## PROBLEM TO WORK ON
Find every line with "this" in it, then report how many there are and nothing more.

-- START OF MATERIAL SUPPLIED --

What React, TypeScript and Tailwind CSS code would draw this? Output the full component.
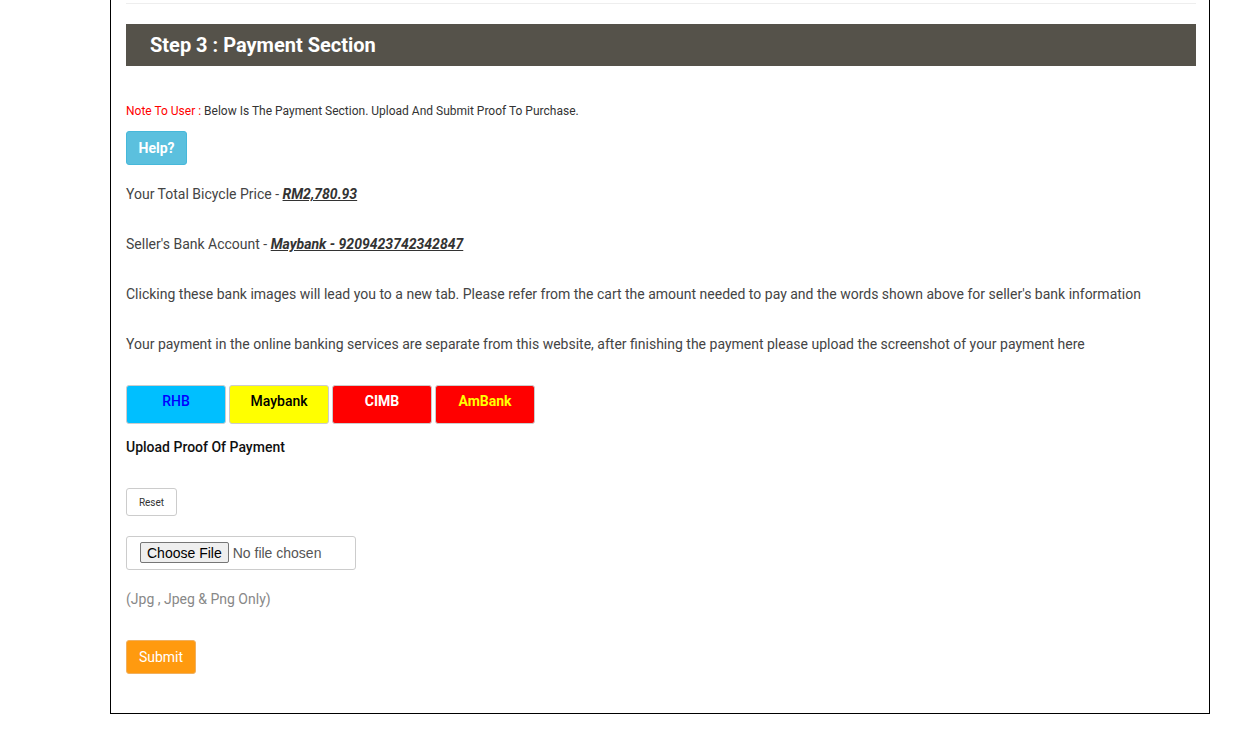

-- END OF MATERIAL SUPPLIED --
-- START OF MATERIAL SUPPLIED --

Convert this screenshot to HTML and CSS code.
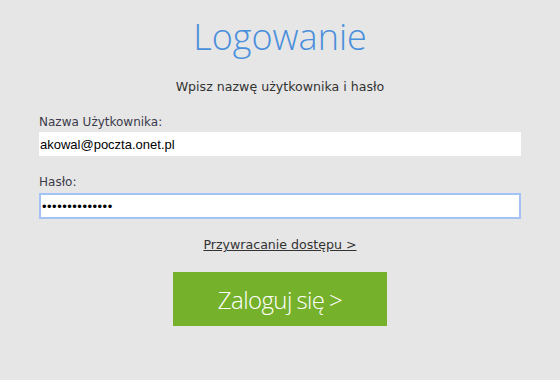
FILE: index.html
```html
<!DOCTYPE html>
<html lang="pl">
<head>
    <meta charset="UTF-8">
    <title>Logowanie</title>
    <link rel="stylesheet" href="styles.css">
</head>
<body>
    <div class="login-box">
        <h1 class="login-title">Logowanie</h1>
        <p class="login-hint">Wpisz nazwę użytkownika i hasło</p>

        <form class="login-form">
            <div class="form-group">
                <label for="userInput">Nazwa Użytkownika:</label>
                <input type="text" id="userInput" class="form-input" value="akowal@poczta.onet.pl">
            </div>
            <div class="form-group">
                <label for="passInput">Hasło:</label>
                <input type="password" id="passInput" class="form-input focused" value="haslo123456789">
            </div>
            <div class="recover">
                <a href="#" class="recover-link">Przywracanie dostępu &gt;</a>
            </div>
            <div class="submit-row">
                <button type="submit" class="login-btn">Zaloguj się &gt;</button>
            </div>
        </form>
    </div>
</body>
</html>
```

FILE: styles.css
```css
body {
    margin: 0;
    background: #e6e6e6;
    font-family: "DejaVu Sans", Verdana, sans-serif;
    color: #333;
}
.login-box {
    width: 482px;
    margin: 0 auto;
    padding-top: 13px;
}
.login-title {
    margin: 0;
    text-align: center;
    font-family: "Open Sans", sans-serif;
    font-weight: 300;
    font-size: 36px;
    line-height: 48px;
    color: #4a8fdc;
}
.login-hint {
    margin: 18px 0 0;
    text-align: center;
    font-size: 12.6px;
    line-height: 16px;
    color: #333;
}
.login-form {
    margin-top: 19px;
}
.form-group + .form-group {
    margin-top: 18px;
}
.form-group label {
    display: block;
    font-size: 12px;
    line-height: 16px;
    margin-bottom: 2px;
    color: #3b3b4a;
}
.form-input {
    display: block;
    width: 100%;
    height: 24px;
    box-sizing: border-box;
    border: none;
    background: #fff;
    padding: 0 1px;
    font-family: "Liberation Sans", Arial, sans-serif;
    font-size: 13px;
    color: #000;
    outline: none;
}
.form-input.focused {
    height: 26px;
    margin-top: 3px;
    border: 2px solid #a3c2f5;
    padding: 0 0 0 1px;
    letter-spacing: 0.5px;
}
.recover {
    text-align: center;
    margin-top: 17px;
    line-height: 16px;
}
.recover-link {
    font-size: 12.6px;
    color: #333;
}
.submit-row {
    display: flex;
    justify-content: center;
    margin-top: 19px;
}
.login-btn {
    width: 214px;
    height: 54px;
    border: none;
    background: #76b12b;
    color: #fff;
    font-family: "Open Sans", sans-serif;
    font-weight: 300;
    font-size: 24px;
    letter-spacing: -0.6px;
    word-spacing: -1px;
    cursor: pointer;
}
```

-- END OF MATERIAL SUPPLIED --
-- START OF MATERIAL SUPPLIED --

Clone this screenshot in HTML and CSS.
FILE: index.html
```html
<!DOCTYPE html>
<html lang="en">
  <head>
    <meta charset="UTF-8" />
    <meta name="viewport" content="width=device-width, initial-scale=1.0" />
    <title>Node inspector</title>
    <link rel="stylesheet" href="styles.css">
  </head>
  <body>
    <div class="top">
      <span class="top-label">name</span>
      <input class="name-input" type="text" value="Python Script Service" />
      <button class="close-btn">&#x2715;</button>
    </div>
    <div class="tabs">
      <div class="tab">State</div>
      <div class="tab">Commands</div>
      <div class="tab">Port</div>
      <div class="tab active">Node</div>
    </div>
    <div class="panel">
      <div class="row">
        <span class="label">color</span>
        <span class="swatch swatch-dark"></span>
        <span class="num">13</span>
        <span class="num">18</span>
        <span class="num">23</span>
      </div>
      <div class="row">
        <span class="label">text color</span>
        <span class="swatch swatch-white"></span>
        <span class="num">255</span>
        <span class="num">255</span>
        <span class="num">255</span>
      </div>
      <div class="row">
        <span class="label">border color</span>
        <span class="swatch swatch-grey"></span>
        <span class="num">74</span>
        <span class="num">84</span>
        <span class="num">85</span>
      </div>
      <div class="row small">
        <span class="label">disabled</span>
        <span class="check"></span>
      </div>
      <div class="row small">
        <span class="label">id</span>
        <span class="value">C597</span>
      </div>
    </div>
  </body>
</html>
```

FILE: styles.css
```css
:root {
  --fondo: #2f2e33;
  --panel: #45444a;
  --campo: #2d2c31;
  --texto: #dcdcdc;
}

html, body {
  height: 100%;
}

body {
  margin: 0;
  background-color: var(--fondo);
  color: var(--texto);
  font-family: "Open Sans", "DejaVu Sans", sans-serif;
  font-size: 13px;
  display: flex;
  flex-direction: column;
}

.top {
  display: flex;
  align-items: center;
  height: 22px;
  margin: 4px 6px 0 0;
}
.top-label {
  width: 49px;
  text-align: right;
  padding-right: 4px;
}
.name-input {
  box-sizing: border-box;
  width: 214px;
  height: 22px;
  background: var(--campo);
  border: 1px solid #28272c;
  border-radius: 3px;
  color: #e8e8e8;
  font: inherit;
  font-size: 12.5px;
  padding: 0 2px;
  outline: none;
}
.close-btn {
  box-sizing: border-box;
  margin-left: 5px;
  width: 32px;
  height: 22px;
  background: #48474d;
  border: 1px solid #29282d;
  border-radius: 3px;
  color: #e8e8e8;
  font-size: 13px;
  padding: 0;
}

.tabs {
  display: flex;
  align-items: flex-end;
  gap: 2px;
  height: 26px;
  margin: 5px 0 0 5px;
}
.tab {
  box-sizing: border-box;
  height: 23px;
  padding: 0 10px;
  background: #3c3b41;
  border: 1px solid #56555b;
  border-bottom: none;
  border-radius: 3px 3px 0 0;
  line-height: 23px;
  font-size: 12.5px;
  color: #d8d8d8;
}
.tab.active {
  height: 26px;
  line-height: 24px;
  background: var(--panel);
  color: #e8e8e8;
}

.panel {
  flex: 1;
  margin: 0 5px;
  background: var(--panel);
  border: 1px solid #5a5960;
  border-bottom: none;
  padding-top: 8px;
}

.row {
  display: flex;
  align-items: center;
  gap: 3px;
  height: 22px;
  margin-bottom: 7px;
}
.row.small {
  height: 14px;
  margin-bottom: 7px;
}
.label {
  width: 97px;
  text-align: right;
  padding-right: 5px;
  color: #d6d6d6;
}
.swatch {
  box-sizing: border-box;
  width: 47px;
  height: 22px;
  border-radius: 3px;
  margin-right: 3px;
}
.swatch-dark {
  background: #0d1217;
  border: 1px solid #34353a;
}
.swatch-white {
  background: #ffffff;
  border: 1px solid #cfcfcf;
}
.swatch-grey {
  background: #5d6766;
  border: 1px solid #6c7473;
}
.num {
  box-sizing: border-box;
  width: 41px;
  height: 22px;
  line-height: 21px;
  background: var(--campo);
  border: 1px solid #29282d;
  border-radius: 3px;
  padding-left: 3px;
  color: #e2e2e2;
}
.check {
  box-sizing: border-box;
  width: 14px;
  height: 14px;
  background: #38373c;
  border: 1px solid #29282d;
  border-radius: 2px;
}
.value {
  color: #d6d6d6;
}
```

-- END OF MATERIAL SUPPLIED --

## EXERCISE OUTPUT
3